WHAT THE EXERCISE ASKS
Pictures are not part of the copy. Retype the lines from the first one through the line that contains "FaCogs, FaSignOutAlt, FaArrowCircleDown".
------------------------------
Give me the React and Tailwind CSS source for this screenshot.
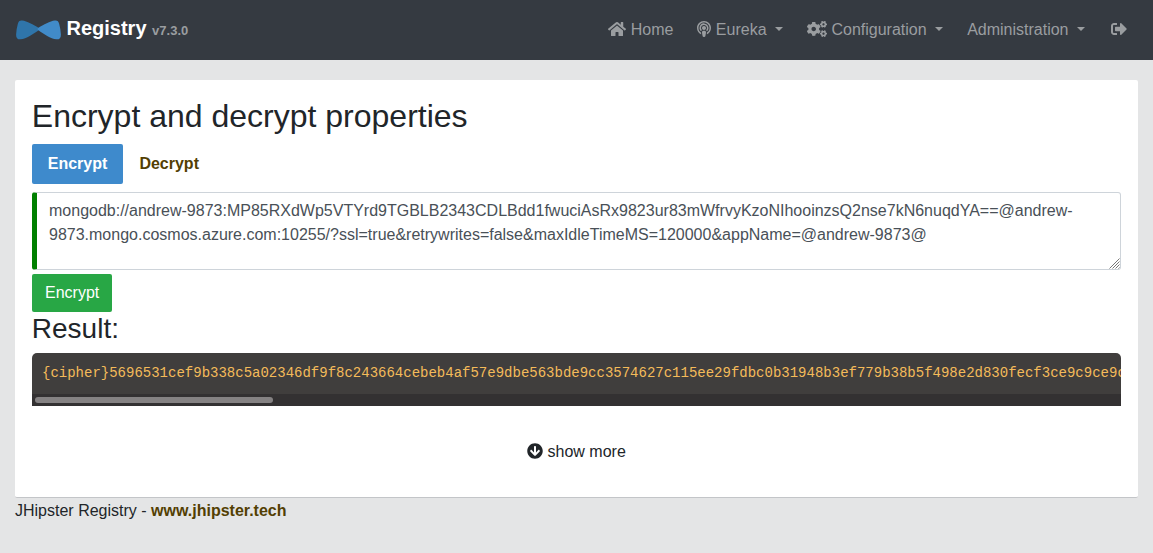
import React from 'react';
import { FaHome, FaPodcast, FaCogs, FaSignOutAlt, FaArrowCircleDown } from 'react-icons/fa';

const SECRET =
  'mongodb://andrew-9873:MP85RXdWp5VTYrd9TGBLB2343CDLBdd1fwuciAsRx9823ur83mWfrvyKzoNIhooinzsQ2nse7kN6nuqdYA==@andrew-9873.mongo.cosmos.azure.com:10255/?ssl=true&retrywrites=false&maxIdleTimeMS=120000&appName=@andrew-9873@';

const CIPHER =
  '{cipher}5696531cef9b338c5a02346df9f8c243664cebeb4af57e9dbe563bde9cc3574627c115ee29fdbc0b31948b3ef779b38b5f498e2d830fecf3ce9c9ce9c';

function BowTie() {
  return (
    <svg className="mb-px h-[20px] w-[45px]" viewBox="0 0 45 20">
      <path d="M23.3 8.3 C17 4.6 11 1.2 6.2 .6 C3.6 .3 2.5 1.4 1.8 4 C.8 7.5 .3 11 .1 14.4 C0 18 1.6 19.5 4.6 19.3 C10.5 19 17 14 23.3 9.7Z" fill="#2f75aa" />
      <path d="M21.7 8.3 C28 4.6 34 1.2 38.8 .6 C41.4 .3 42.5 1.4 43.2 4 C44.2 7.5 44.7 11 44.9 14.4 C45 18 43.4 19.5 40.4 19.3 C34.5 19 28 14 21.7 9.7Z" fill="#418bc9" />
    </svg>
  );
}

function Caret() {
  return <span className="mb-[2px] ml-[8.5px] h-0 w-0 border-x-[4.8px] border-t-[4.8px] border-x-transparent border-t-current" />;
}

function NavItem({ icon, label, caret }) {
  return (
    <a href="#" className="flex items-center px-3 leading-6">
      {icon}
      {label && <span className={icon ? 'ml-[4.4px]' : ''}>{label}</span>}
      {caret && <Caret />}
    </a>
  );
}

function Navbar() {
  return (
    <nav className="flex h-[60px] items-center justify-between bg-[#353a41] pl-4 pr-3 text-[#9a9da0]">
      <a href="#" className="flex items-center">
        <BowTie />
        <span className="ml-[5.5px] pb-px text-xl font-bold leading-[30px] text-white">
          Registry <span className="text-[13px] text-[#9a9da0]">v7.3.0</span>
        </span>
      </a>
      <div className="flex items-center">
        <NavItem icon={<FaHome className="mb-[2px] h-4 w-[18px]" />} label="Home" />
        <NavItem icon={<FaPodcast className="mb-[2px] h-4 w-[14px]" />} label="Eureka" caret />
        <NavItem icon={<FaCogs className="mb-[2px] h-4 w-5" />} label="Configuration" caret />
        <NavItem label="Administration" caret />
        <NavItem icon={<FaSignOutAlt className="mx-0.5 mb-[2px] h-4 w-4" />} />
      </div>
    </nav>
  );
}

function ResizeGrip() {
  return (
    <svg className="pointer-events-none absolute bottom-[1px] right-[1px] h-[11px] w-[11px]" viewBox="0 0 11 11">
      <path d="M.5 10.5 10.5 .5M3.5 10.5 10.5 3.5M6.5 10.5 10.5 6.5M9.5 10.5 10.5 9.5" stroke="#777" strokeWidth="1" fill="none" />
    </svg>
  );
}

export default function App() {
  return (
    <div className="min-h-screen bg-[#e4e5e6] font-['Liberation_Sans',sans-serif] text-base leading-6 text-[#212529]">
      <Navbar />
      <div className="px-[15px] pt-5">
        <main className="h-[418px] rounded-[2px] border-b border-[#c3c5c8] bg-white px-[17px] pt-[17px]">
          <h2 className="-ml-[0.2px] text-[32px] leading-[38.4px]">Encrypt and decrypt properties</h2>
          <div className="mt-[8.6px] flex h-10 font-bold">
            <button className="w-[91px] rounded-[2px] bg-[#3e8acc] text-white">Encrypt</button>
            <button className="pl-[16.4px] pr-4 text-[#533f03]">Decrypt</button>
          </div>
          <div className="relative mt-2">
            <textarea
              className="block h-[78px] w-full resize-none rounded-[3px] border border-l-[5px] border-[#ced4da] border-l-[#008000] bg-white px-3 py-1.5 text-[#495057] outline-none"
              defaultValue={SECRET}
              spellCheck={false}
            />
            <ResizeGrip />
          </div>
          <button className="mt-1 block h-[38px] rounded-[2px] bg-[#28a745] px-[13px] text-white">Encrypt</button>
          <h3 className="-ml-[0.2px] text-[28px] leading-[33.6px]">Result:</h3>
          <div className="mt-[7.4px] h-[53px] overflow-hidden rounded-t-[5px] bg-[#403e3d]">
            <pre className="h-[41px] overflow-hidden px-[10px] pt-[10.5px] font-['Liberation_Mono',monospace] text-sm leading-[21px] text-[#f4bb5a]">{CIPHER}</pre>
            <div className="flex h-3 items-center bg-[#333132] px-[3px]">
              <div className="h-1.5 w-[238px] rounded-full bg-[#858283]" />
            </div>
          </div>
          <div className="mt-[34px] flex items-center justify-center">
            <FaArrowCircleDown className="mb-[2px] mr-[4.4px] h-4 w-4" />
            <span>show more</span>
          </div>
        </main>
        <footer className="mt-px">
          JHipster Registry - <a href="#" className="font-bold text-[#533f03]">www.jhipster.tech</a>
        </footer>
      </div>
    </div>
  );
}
------------------------------
CORRECT RESULT
Give me the React and Tailwind CSS source for this screenshot.
import React from 'react';
import { FaHome, FaPodcast, FaCogs, FaSignOutAlt, FaArrowCircleDown } from 'react-icons/fa';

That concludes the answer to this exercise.